— start of Data supplied —
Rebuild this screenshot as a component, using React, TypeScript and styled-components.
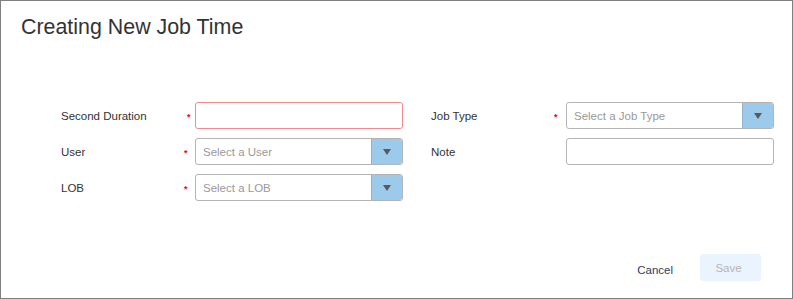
import * as React from 'react';
import styled, {createGlobalStyle} from 'styled-components';

const GlobalStyle = createGlobalStyle`
  body {
    margin: 0;
    font-family: "Liberation Sans", Arial, sans-serif;
    background: #fff;
  }
`;

const Dialog = styled.div`
  box-sizing: border-box;
  width: 793px;
  height: 299px;
  border: 1px solid #7f7f7f;
  display: flex;
  flex-direction: column;
  background: #fff;
`;

const Title = styled.h2`
  margin: 0;
  padding: 14px 0 0 20px;
  font-size: 21.4px;
  font-weight: normal;
  line-height: 24px;
  color: #333;
`;

const Form = styled.div`
  display: flex;
  gap: 28px;
  padding: 63px 0 0 60px;
`;

const Column = styled.div`
  display: flex;
  flex-direction: column;
  gap: 9px;
`;

const Field = styled.div<{$labelArea: number; $starAt: number}>`
  display: grid;
  grid-template-columns: ${p => p.$starAt}px ${p => p.$labelArea - p.$starAt}px 208px;
  align-items: center;
  height: 27px;
  font-size: 11.5px;
  color: #333;
`;

const Required = styled.span`
  color: #f00;
  font-size: 9px;
  font-weight: bold;
  line-height: 1;
  margin-top: 3px;
`;

const TextInput = styled.div<{$invalid?: boolean}>`
  box-sizing: border-box;
  height: 27px;
  border: 1px solid ${p => (p.$invalid ? '#f08a8f' : '#b4b4b4')};
  border-radius: 3px;
  background: #fff;
`;

const Select = styled.div`
  box-sizing: border-box;
  height: 27px;
  border: 1px solid #b4b4b4;
  border-radius: 3px;
  display: flex;
  overflow: hidden;
`;

const Placeholder = styled.span`
  flex: 1;
  padding-left: 7px;
  font-size: 11.5px;
  color: #999;
  line-height: 27px;
`;

const Toggle = styled.span`
  width: 30px;
  background: #9ccaea;
  border-left: 1px solid #8fb3cd;
  display: flex;
  align-items: center;
  justify-content: center;
`;

const Caret = styled.span`
  width: 0;
  height: 0;
  border-left: 4.5px solid transparent;
  border-right: 4.5px solid transparent;
  border-top: 6px solid #5a5a5a;
  margin-top: 1px;
`;

const Footer = styled.div`
  margin-top: auto;
  display: flex;
  justify-content: flex-end;
  align-items: center;
  gap: 27px;
  padding: 0 31px 17px 0;
`;

const CancelButton = styled.button`
  border: none;
  background: none;
  padding: 0;
  font: inherit;
  font-size: 11.5px;
  color: #333a5a;
  margin-top: 4px;
`;

const SaveButton = styled.button`
  width: 61px;
  height: 27px;
  border: none;
  border-radius: 3px;
  background: #eaf4fe;
  color: #b5b5b5;
  font: inherit;
  font-size: 11.5px;
  padding: 0 4px 0 0;
`;

const SelectBox: React.FC<{placeholder: string}> = ({placeholder}) => (
  <Select>
    <Placeholder>{placeholder}</Placeholder>
    <Toggle>
      <Caret />
    </Toggle>
  </Select>
);

export default function App() {
  return (
    <Dialog>
      <GlobalStyle />
      <Title>Creating New Job Time</Title>
      <Form>
        <Column>
          <Field $labelArea={134} $starAt={126}>
            <span>Second Duration</span>
            <Required>*</Required>
            <TextInput $invalid />
          </Field>
          <Field $labelArea={134} $starAt={123}>
            <span>User</span>
            <Required>*</Required>
            <SelectBox placeholder="Select a User" />
          </Field>
          <Field $labelArea={134} $starAt={123}>
            <span>LOB</span>
            <Required>*</Required>
            <SelectBox placeholder="Select a LOB" />
          </Field>
        </Column>
        <Column>
          <Field $labelArea={135} $starAt={123}>
            <span>Job Type</span>
            <Required>*</Required>
            <SelectBox placeholder="Select a Job Type" />
          </Field>
          <Field $labelArea={135} $starAt={123}>
            <span>Note</span>
            <span />
            <TextInput />
          </Field>
        </Column>
      </Form>
      <Footer>
        <CancelButton>Cancel</CancelButton>
        <SaveButton disabled>Save</SaveButton>
      </Footer>
    </Dialog>
  );
}
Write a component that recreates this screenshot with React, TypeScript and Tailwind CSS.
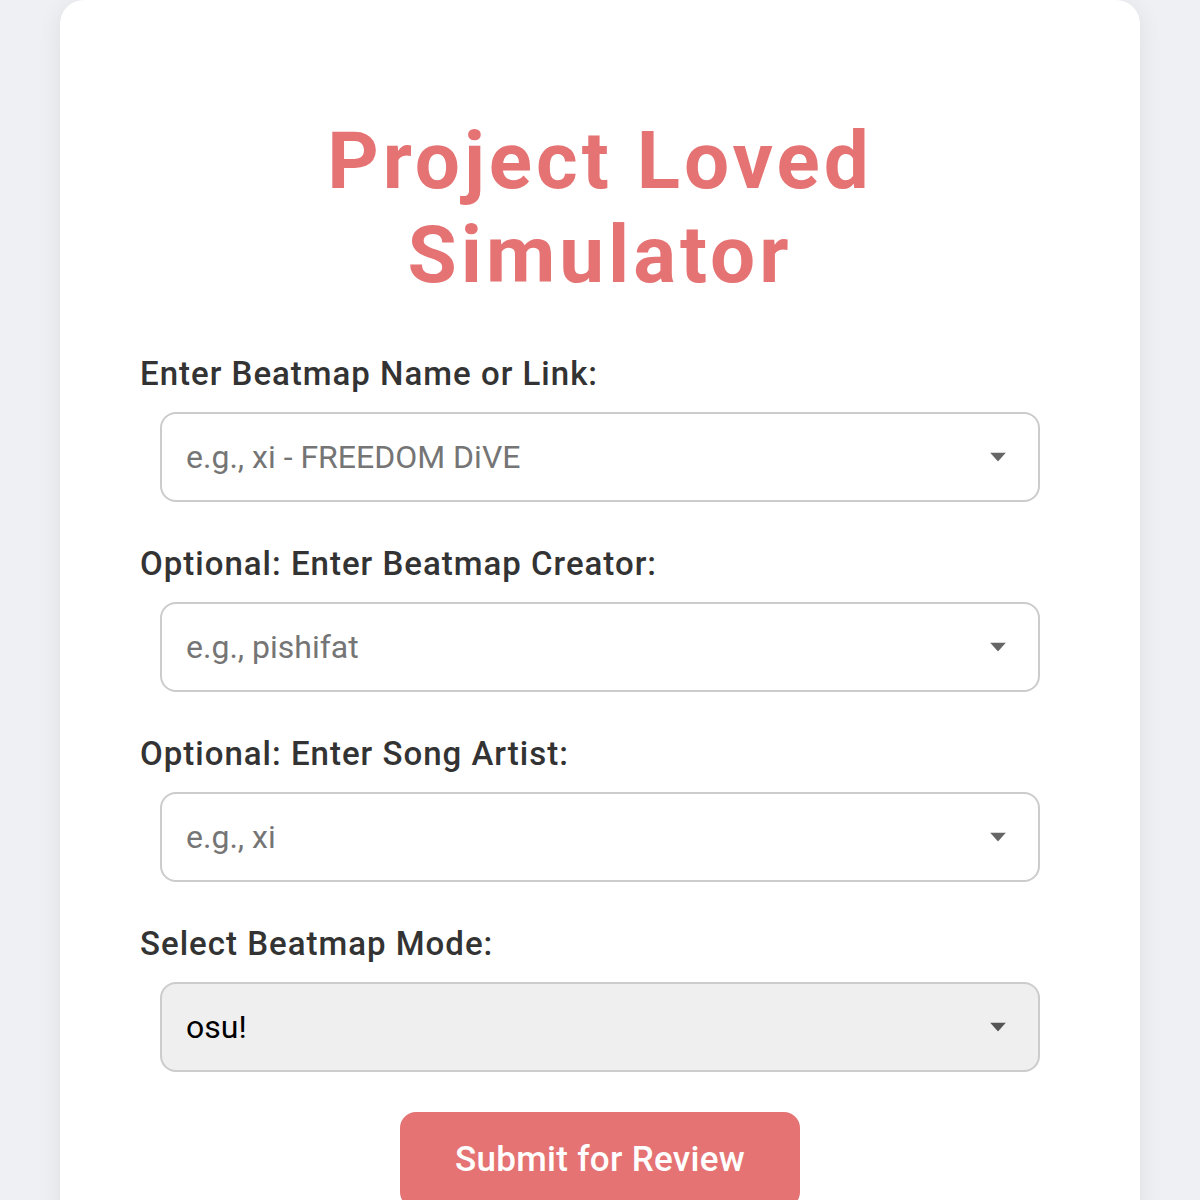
— end of Data supplied —
> Aim of the task:
Quote every record above exactly, omitting any pictures they contain.

> Reply:
Rebuild this screenshot as a component, using React, TypeScript and styled-components.
import * as React from 'react';
import styled, {createGlobalStyle} from 'styled-components';

const GlobalStyle = createGlobalStyle`
  body {
    margin: 0;
    font-family: "Liberation Sans", Arial, sans-serif;
    background: #fff;
  }
`;

const Dialog = styled.div`
  box-sizing: border-box;
  width: 793px;
  height: 299px;
  border: 1px solid #7f7f7f;
  display: flex;
  flex-direction: column;
  background: #fff;
`;

const Title = styled.h2`
  margin: 0;
  padding: 14px 0 0 20px;
  font-size: 21.4px;
  font-weight: normal;
  line-height: 24px;
  color: #333;
`;

const Form = styled.div`
  display: flex;
  gap: 28px;
  padding: 63px 0 0 60px;
`;

const Column = styled.div`
  display: flex;
  flex-direction: column;
  gap: 9px;
`;

const Field = styled.div<{$labelArea: number; $starAt: number}>`
  display: grid;
  grid-template-columns: ${p => p.$starAt}px ${p => p.$labelArea - p.$starAt}px 208px;
  align-items: center;
  height: 27px;
  font-size: 11.5px;
  color: #333;
`;

const Required = styled.span`
  color: #f00;
  font-size: 9px;
  font-weight: bold;
  line-height: 1;
  margin-top: 3px;
`;

const TextInput = styled.div<{$invalid?: boolean}>`
  box-sizing: border-box;
  height: 27px;
  border: 1px solid ${p => (p.$invalid ? '#f08a8f' : '#b4b4b4')};
  border-radius: 3px;
  background: #fff;
`;

const Select = styled.div`
  box-sizing: border-box;
  height: 27px;
  border: 1px solid #b4b4b4;
  border-radius: 3px;
  display: flex;
  overflow: hidden;
`;

const Placeholder = styled.span`
  flex: 1;
  padding-left: 7px;
  font-size: 11.5px;
  color: #999;
  line-height: 27px;
`;

const Toggle = styled.span`
  width: 30px;
  background: #9ccaea;
  border-left: 1px solid #8fb3cd;
  display: flex;
  align-items: center;
  justify-content: center;
`;

const Caret = styled.span`
  width: 0;
  height: 0;
  border-left: 4.5px solid transparent;
  border-right: 4.5px solid transparent;
  border-top: 6px solid #5a5a5a;
  margin-top: 1px;
`;

const Footer = styled.div`
  margin-top: auto;
  display: flex;
  justify-content: flex-end;
  align-items: center;
  gap: 27px;
  padding: 0 31px 17px 0;
`;

const CancelButton = styled.button`
  border: none;
  background: none;
  padding: 0;
  font: inherit;
  font-size: 11.5px;
  color: #333a5a;
  margin-top: 4px;
`;

const SaveButton = styled.button`
  width: 61px;
  height: 27px;
  border: none;
  border-radius: 3px;
  background: #eaf4fe;
  color: #b5b5b5;
  font: inherit;
  font-size: 11.5px;
  padding: 0 4px 0 0;
`;

const SelectBox: React.FC<{placeholder: string}> = ({placeholder}) => (
  <Select>
    <Placeholder>{placeholder}</Placeholder>
    <Toggle>
      <Caret />
    </Toggle>
  </Select>
);

export default function App() {
  return (
    <Dialog>
      <GlobalStyle />
      <Title>Creating New Job Time</Title>
      <Form>
        <Column>
          <Field $labelArea={134} $starAt={126}>
            <span>Second Duration</span>
            <Required>*</Required>
            <TextInput $invalid />
          </Field>
          <Field $labelArea={134} $starAt={123}>
            <span>User</span>
            <Required>*</Required>
            <SelectBox placeholder="Select a User" />
          </Field>
          <Field $labelArea={134} $starAt={123}>
            <span>LOB</span>
            <Required>*</Required>
            <SelectBox placeholder="Select a LOB" />
          </Field>
        </Column>
        <Column>
          <Field $labelArea={135} $starAt={123}>
            <span>Job Type</span>
            <Required>*</Required>
            <SelectBox placeholder="Select a Job Type" />
          </Field>
          <Field $labelArea={135} $starAt={123}>
            <span>Note</span>
            <span />
            <TextInput />
          </Field>
        </Column>
      </Form>
      <Footer>
        <CancelButton>Cancel</CancelButton>
        <SaveButton disabled>Save</SaveButton>
      </Footer>
    </Dialog>
  );
}
Write a component that recreates this screenshot with React, TypeScript and Tailwind CSS.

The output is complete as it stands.